The ability to run Linux apps on Chromebooks is going to be available on the Stable and Beta channels with Chrome OS version 69, but this doesn’t spell the end of development for Project Crostini. A recent commit confirms the timetable update for both Beta and Stable channels. The release has been pushed back from version 68 to 69, which is expected to land mid-September (for Stable). Until then, Linux apps will only be available for Chromebooks on the Developer or Canary channels.
While this brings the long-anticipated Linux app functionality to the big leagues, expect feature updates and streamlining for months post-69.
What to expect on release
The stable launch on release 69 will bring a whole host of bugfixes and functional improvements, but the three biggest changes for the Crostini experience on Chrome (in our opinion) are:
Files app and Linux integration – A key piece of functionality that will make the Linux experience on Chrome OS seamless. Along with simply making it easier to manage files, improvements in Files app integration will mean smoother workflows for those that use the Linux environment heavily. For example, you’ll be able to load an app you’ve written in Android Studio easily into your local Android environment on your Chromebook.
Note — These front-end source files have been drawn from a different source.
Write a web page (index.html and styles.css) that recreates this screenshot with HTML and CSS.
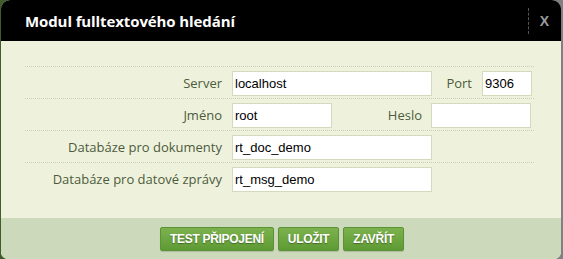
FILE: index.html
```html
<!DOCTYPE html>
<html>
<head>
  <title>Modul fulltextového hledání</title>
  <link rel="stylesheet" href="styles.css">
</head>

<body>
  <div class="dialog">
    <div class="dialog-head">
      <h1>Modul fulltextového hledání</h1>
      <span class="close">X</span>
    </div>

    <div class="dialog-body">
      <div class="row">
        <label class="lbl">Server</label>
        <input class="field wide" type="text" value="localhost">
        <label class="lbl small">Port</label>
        <input class="field tiny" type="text" value="9306">
      </div>
      <div class="row">
        <label class="lbl">Jméno</label>
        <input class="field mid" type="text" value="root">
        <label class="lbl heslo">Heslo</label>
        <input class="field mid" type="password" value="">
      </div>
      <div class="row">
        <label class="lbl">Databáze pro dokumenty</label>
        <input class="field wide" type="text" value="rt_doc_demo">
      </div>
      <div class="row">
        <label class="lbl">Databáze pro datové zprávy</label>
        <input class="field wide" type="text" value="rt_msg_demo">
      </div>
    </div>

    <div class="dialog-foot">
      <button>TEST PŘIPOJENÍ</button>
      <button>ULOŽIT</button>
      <button>ZAVŘÍT</button>
    </div>
  </div>
</body>
</html>
```

FILE: styles.css
```css
body {
  margin: 0;
  padding: 0;
  background: linear-gradient(90deg, #3f5c2a 0%, #5c6a50 40%, #808080 100%);
  font-family: 'Open Sans', sans-serif;
  height: 259px;
  overflow: hidden;
}
.dialog {
  width: 560px;
  margin-left: 1px;
  height: 259px;
  border-radius: 9px 9px 7px 7px;
  overflow: hidden;
  background: #eef2dc;
}
.dialog-head {
  height: 41px;
  background: #000;
  display: flex;
  align-items: center;
  position: relative;
}
.dialog-head h1 {
  margin: 0 0 0 24px;
  font-size: 15px;
  font-weight: bold;
  color: #fff;
  flex: 1;
  letter-spacing: -0.1px;
}
.close {
  width: 31px;
  height: 26px;
  border-left: 1px dashed #555;
  color: #9a9a9a;
  font-family: 'Liberation Sans', Arial, sans-serif;
  font-weight: bold;
  font-size: 14px;
  display: flex;
  align-items: center;
  justify-content: center;
  margin-right: 1px;
}
.dialog-body {
  height: 177px;
  box-sizing: border-box;
  padding: 25px 27px 0 24px;
}
.row {
  display: flex;
  align-items: center;
  height: 32px;
  box-sizing: border-box;
  border-top: 1px dotted #c9d1b2;
  padding-top: 1px;
}
.lbl {
  width: 197px;
  text-align: right;
  padding-right: 10px;
  font-size: 13px;
  color: #4d5a3c;
}
.lbl.small {
  width: 40px;
  padding-right: 10px;
}
.lbl.heslo {
  width: 90px;
  padding-right: 9px;
}
.field {
  height: 25px;
  box-sizing: border-box;
  border: 1px solid #d3dbbd;
  background: #fff;
  font-family: 'Liberation Sans', Arial, sans-serif;
  font-size: 13px;
  color: #000;
  padding: 0 2px;
  margin: 0;
  outline: none;
}
.field.wide {
  width: 200px;
}
.field.mid {
  width: 100px;
}
.field.tiny {
  width: 50px;
}
.dialog-foot {
  height: 41px;
  background: #cdd9bb;
  display: flex;
  justify-content: center;
  align-items: flex-start;
  gap: 4px;
  padding-top: 9px;
  box-sizing: border-box;
  padding-left: 2px;
}
button {
  height: 24px;
  padding: 0 9px;
  border: 1px solid #5a9236;
  border-radius: 2px;
  background: linear-gradient(#7cb24d, #5e9a34);
  color: #fff;
  font-family: 'Liberation Sans', Arial, sans-serif;
  font-size: 12px;
  font-weight: bold;
  letter-spacing: -0.3px;
  text-shadow: 0 1px 1px rgba(0, 0, 0, 0.35);
  box-shadow: 0 1px 1px rgba(0, 0, 0, 0.15);
  cursor: pointer;
}
```
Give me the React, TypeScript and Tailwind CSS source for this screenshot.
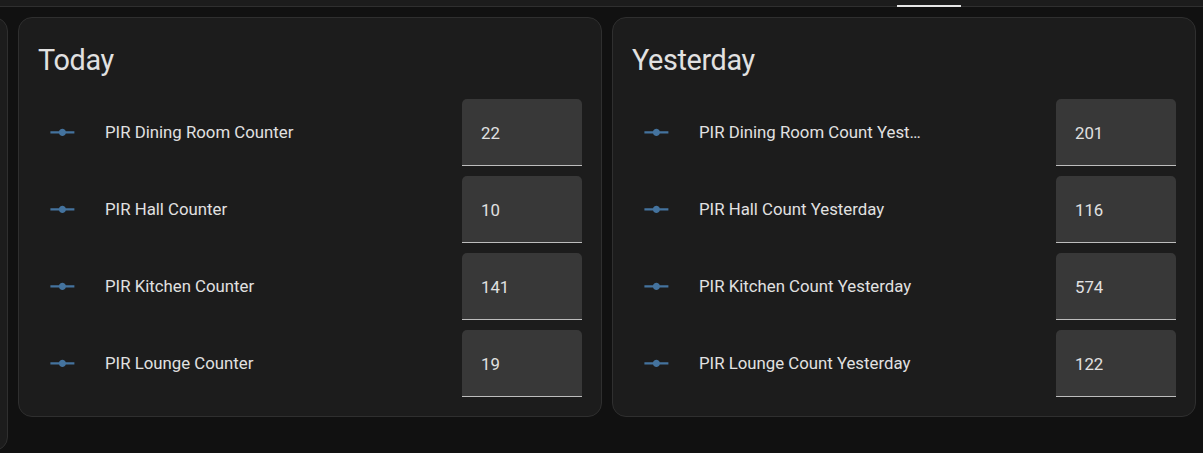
import React from 'react';

type Row = { name: string; value: string };

const today: Row[] = [
  { name: 'PIR Dining Room Counter', value: '22' },
  { name: 'PIR Hall Counter', value: '10' },
  { name: 'PIR Kitchen Counter', value: '141' },
  { name: 'PIR Lounge Counter', value: '19' },
];

const yesterday: Row[] = [
  { name: 'PIR Dining Room Count Yesterday', value: '201' },
  { name: 'PIR Hall Count Yesterday', value: '116' },
  { name: 'PIR Kitchen Count Yesterday', value: '574' },
  { name: 'PIR Lounge Count Yesterday', value: '122' },
];

function RayVertex() {
  return (
    <svg viewBox="0 0 24 24" className="h-[28.8px] w-[28.8px]" fill="#44739e">
      <path d="M2 11H9.17C9.58 9.83 10.69 9 12 9S14.42 9.83 14.83 11H22V13H14.83C14.42 14.17 13.31 15 12 15S9.58 14.17 9.17 13H2V11Z" />
    </svg>
  );
}

function EntityRow({ row }: { row: Row }) {
  return (
    <div className="flex h-[67px] items-center">
      <div className="flex w-[48px] shrink-0 items-center justify-center">
        <RayVertex />
      </div>
      <div className="ml-[19px] w-[224px] truncate pt-[1px] text-[16.8px] text-[#e1e1e1]">{row.name}</div>
      <div className="ml-auto flex h-[67px] w-[120px] items-center rounded-t-[5px] border-b border-[#bdbdbd] bg-[#383838] pl-[19px] pt-[3px] text-[16.8px] text-[#e1e1e1]">
        {row.value}
      </div>
    </div>
  );
}

function EntitiesCard({ title, rows }: { title: string; rows: Row[] }) {
  return (
    <div className="h-[400px] rounded-[14px] border border-[#2f2f2f] bg-[#1c1c1c] px-[19px] pb-[19px]">
      <div className="pt-[14px] text-[28.8px] leading-[57.6px] tracking-[-0.012em] text-[#e1e1e1]">{title}</div>
      <div className="mt-[9px] flex flex-col gap-[10px]">
        {rows.map((r) => (
          <EntityRow key={r.name} row={r} />
        ))}
      </div>
    </div>
  );
}

export default function App() {
  return (
    <div
      className="h-[453px] w-[1203px] overflow-hidden bg-[#111111]"
      style={{ fontFamily: 'Roboto, "Noto Sans", sans-serif' }}
    >
      <div className="flex h-[7px] items-end border-b border-[#2f2f2f] bg-[#1c1c1c]">
        <div className="ml-[897px] h-[2px] w-[64px] translate-y-[1px] bg-[#e6e6e6]" />
      </div>
      <div className="ml-[-576px] mt-[10px] grid grid-cols-[584px_584px_584px] gap-[10px]">
        <div className="h-[434px] rounded-[14px] border border-[#2f2f2f] bg-[#1c1c1c]" />
        <EntitiesCard title="Today" rows={today} />
        <EntitiesCard title="Yesterday" rows={yesterday} />
      </div>
    </div>
  );
}
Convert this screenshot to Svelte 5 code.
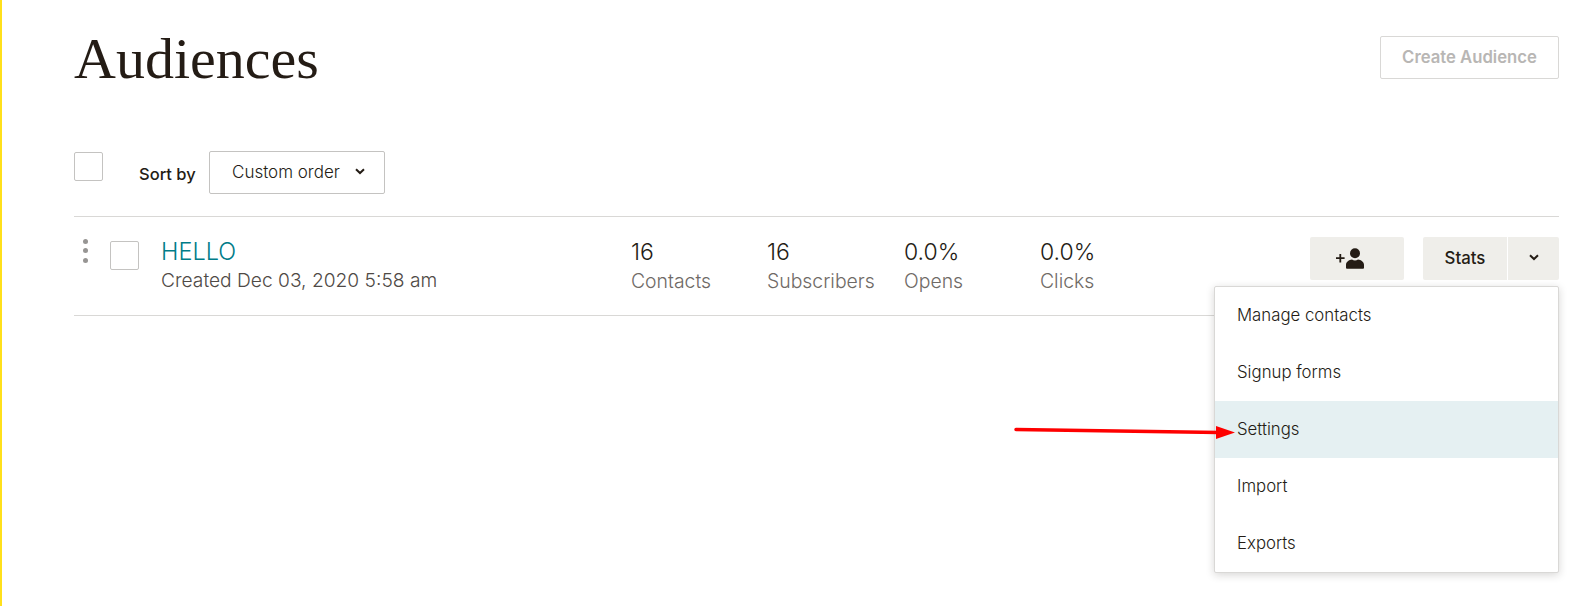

USB access – Want to connect USB peripherals to your Linux container? Perhaps you prefer ADB within the Linux environment rather than enabling it through Developer Mode. The Chrome OS developers are working on implementing USB access, which you can track by starring this issue in the Chromium bugtracker.
Audio and sound support – Linux app users are currently deprived of this sensory experience. No release could be called Stable without this key piece of functionality. The issue is targeted for resolution with release 69 but you can track the developers’ progress.
What to wait for
There are dozens of bugs in the Chromium bugtracker for the Crostini project ranging from small to large. We’ve picked three highly anticipated features that we don’t expect will be ready in time for Stable.
GPU acceleration – Hardware acceleration for graphics and GPU workloads will be useful for a range of applications like gaming, software development, and video playback. This is a complex issue that will probably be slow-going for the multitude of architectures and Kernel versions that Chrome OS has in its device family. You can keep track of this particular issue on the bugtracker.
Cloud sync and backup – It makes sense for a development environment to support automated snapshots and backups of the VMs you have. Imagine an enterprise environment where you could sign in to any Chrome device and pull your VM from a Google Drive. The Chrome developers are aware of this potential but no bug has been created yet to track.
Support for FUSE filesystems – The developers have recognized the benefits of native FUSE support, but no movement has been made just yet. Supporting FUSE would allow users to mount and manipulate remote and local filesystems in a user-friendly way and would be a massive boon to the developer community. Bugtracker here.